Излишней худобой Хуанна не страдала, но выглядела изнуренной, в ее глазах горели ярость и голод, на узком лбу едва хватило бы места, чтобы высечь два слова – «бунт» и «ненависть»; а еще на ее лице оставила характерный отпечаток трусость – по-моему, в глазах. Мадемуазель Триста сочла своим долгом нарушить ход моих первых уроков, старательно создавая череду помех: фыркала как лошадь, брызжа слюной, отпускала непристойности. Она сидела в окружении немыслимо вульгарных, неразвитых фламандок, в том числе двух-трех образцов такой тупости и нравственного уродства, распространенность которых в этой стране и ее окрестностях словно доказывает, что в подобном климате человек вырождается душой и телом. Вскоре я обнаружил, что эти ученицы полностью подпали под влияние мадемуазель Триста, с их помощью она однажды закатила настолько хамский скандал, что мне пришлось сначала поднять ее и еще двух учениц с мест, заставить простоять пять минут, а потом выставить из класса: сообщниц – в соседний с классом зал, зачинщицу в чулан, заперев его на ключ, который положил в карман. Суд я вершил в присутствии растерянной мадемуазель Ретер: столь суровые наказания в ее заведении доныне не практиковались. На испуг директрисы я ответил сначала невозмутимым взглядом, а потом улыбкой, которая ее успокоила. Хуанна Триста прожила в Европе достаточно долго, поэтому успела отплатить черной неблагодарностью всем, кто был к ней добр, а потом отправилась на острова, к отцу и его рабам, которых, как она сама говорила, можно бить и пинать сколько угодно.
Вот три портрета, взятые из жизни. Мне помнятся и другие, столь же выразительные и еще менее приятные, однако я умолчу о них.
Несомненно, читатель уже ждет от меня чего-то противоположного, каких-нибудь отрадных подробностей – очаровательных девичьих головок, словно окруженных нимбом, олицетворений невинности, голубок, прижимаемых к груди. Нет, ничего подобного мне не встречалось, следовательно, нечего изображать.
Среди учениц самым добрым нравом обладала маленькая местная уроженка Луиза Пат: она была достаточно благожелательна и покладиста, но ей недоставало образованности и хороших манер; мало того, и она была заражена притворством, не ведала, что такое честь и принципы, даже не слышала о них.
Менее всех прочих порицания была достойна бедная малышка Сильвия, о которой я уже упоминал. Сильвия была благовоспитанной, сообразительной и даже искренней, насколько позволяла ее религия, но изъян заключался в ее физическом состоянии, слабое здоровье препятствовало развитию и охлаждало пыл, и поскольку ей было суждено уйти в монастырь, душевно она уже настраивалась на монастырский лад, и по тихому, заученному послушанию становилось ясно, что она уже приготовилась к своему будущему, вверила независимость мыслей и поступков какому-нибудь деспотичному духовнику.
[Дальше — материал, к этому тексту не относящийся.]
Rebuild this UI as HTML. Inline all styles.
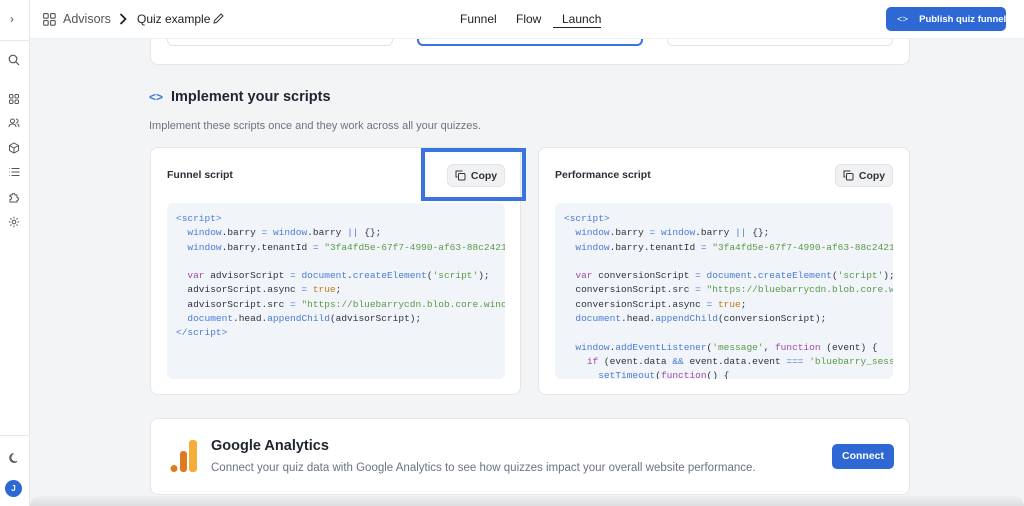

Она не имела своего мнения, не выбирала компаньонок или занятия, во всем подчиняясь чужой указке. Как бледный и бездушный автомат, она целыми днями выполняла то, что было велено, но не то, что нравилось, или то, что подсказывала внутренняя убежденность. Несчастная будущая монахиня заранее научилась подчинять свой рассудок воле духовного наставника. В заведении мадемуазель Ретер она была образцовой ученицей – бледное, болезненное существо, в котором едва теплилась жизнь, а душой владели чары папизма!
Нескольких англичанок, обучавшихся в том же пансионе, можно было отнести к двум группам. Первую составляли англичанки с континента, главным образом дочери разорившихся авантюристов, изгнанных за пределы родины долгами или бесчестьем. Эти бедняжки не знали преимуществ установившегося домашнего уклада, соблюдения приличий или добротного протестантского образования; успевали поучиться то в одной, то в другой католической школе, пока их родители кочевали из страны в страну – из Франции в Германию, из Германии в Бельгию, усваивали мало знаний, зато много дурных привычек, теряли всякое представление о началах религии и морали, питали нелепое безразличие ко всему, что возвышает человека. Их отличала неизменная мрачная подавленность, вызванная потерей чувства собственного достоинства, а также тем, что ученицы-католички, ненавидя их как англичанок и презирая как еретичек, постоянно их запугивали.